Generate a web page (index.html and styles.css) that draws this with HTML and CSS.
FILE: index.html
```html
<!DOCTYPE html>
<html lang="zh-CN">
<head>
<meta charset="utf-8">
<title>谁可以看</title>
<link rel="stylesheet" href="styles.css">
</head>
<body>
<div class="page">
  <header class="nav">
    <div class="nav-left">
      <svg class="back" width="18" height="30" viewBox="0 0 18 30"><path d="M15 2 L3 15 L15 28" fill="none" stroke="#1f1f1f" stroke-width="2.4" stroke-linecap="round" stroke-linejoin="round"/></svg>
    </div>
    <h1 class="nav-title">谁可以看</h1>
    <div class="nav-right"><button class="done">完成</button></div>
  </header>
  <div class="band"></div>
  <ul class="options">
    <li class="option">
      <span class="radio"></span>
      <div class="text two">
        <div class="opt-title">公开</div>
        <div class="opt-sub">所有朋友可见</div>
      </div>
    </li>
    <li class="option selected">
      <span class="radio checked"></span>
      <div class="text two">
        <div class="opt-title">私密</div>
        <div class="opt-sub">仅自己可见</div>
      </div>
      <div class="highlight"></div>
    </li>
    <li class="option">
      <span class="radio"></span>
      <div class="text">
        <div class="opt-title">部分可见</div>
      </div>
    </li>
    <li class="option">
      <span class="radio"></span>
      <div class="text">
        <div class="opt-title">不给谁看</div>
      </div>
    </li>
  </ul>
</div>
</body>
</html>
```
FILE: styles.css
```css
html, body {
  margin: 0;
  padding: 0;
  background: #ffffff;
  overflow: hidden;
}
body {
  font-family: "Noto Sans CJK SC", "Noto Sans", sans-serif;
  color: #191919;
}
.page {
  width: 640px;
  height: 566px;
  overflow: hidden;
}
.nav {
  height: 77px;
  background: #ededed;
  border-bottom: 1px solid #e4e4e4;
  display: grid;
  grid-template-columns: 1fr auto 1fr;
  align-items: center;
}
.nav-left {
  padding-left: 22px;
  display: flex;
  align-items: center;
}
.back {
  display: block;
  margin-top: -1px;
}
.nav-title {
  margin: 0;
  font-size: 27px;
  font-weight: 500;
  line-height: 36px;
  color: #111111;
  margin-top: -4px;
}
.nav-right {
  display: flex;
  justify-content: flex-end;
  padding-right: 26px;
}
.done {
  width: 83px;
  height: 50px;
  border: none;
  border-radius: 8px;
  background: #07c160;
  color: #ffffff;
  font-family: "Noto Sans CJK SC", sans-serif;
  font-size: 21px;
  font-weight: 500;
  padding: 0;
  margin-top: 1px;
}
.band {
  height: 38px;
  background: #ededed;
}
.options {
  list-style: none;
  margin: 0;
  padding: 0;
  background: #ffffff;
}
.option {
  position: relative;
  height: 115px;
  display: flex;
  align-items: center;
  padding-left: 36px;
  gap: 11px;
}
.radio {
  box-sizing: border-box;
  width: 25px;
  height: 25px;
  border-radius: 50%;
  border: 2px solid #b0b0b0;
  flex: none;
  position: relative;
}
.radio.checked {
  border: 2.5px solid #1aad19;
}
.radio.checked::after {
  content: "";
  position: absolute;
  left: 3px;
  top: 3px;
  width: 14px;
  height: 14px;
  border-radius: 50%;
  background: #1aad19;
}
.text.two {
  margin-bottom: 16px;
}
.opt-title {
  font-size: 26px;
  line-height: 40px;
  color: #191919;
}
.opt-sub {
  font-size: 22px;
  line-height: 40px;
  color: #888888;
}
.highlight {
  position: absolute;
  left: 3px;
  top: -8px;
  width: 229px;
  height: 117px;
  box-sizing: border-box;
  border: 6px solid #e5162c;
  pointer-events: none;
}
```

Task details ▸
Print the whole listing exactly as it is.

The result ▸
Generate a web page (index.html and styles.css) that draws this with HTML and CSS.
FILE: index.html
```html
<!DOCTYPE html>
<html lang="zh-CN">
<head>
<meta charset="utf-8">
<title>谁可以看</title>
<link rel="stylesheet" href="styles.css">
</head>
<body>
<div class="page">
  <header class="nav">
    <div class="nav-left">
      <svg class="back" width="18" height="30" viewBox="0 0 18 30"><path d="M15 2 L3 15 L15 28" fill="none" stroke="#1f1f1f" stroke-width="2.4" stroke-linecap="round" stroke-linejoin="round"/></svg>
    </div>
    <h1 class="nav-title">谁可以看</h1>
    <div class="nav-right"><button class="done">完成</button></div>
  </header>
  <div class="band"></div>
  <ul class="options">
    <li class="option">
      <span class="radio"></span>
      <div class="text two">
        <div class="opt-title">公开</div>
        <div class="opt-sub">所有朋友可见</div>
      </div>
    </li>
    <li class="option selected">
      <span class="radio checked"></span>
      <div class="text two">
        <div class="opt-title">私密</div>
        <div class="opt-sub">仅自己可见</div>
      </div>
      <div class="highlight"></div>
    </li>
    <li class="option">
      <span class="radio"></span>
      <div class="text">
        <div class="opt-title">部分可见</div>
      </div>
    </li>
    <li class="option">
      <span class="radio"></span>
      <div class="text">
        <div class="opt-title">不给谁看</div>
      </div>
    </li>
  </ul>
</div>
</body>
</html>
```
FILE: styles.css
```css
html, body {
  margin: 0;
  padding: 0;
  background: #ffffff;
  overflow: hidden;
}
body {
  font-family: "Noto Sans CJK SC", "Noto Sans", sans-serif;
  color: #191919;
}
.page {
  width: 640px;
  height: 566px;
  overflow: hidden;
}
.nav {
  height: 77px;
  background: #ededed;
  border-bottom: 1px solid #e4e4e4;
  display: grid;
  grid-template-columns: 1fr auto 1fr;
  align-items: center;
}
.nav-left {
  padding-left: 22px;
  display: flex;
  align-items: center;
}
.back {
  display: block;
  margin-top: -1px;
}
.nav-title {
  margin: 0;
  font-size: 27px;
  font-weight: 500;
  line-height: 36px;
  color: #111111;
  margin-top: -4px;
}
.nav-right {
  display: flex;
  justify-content: flex-end;
  padding-right: 26px;
}
.done {
  width: 83px;
  height: 50px;
  border: none;
  border-radius: 8px;
  background: #07c160;
  color: #ffffff;
  font-family: "Noto Sans CJK SC", sans-serif;
  font-size: 21px;
  font-weight: 500;
  padding: 0;
  margin-top: 1px;
}
.band {
  height: 38px;
  background: #ededed;
}
.options {
  list-style: none;
  margin: 0;
  padding: 0;
  background: #ffffff;
}
.option {
  position: relative;
  height: 115px;
  display: flex;
  align-items: center;
  padding-left: 36px;
  gap: 11px;
}
.radio {
  box-sizing: border-box;
  width: 25px;
  height: 25px;
  border-radius: 50%;
  border: 2px solid #b0b0b0;
  flex: none;
  position: relative;
}
.radio.checked {
  border: 2.5px solid #1aad19;
}
.radio.checked::after {
  content: "";
  position: absolute;
  left: 3px;
  top: 3px;
  width: 14px;
  height: 14px;
  border-radius: 50%;
  background: #1aad19;
}
.text.two {
  margin-bottom: 16px;
}
.opt-title {
  font-size: 26px;
  line-height: 40px;
  color: #191919;
}
.opt-sub {
  font-size: 22px;
  line-height: 40px;
  color: #888888;
}
.highlight {
  position: absolute;
  left: 3px;
  top: -8px;
  width: 229px;
  height: 117px;
  box-sizing: border-box;
  border: 6px solid #e5162c;
  pointer-events: none;
}
```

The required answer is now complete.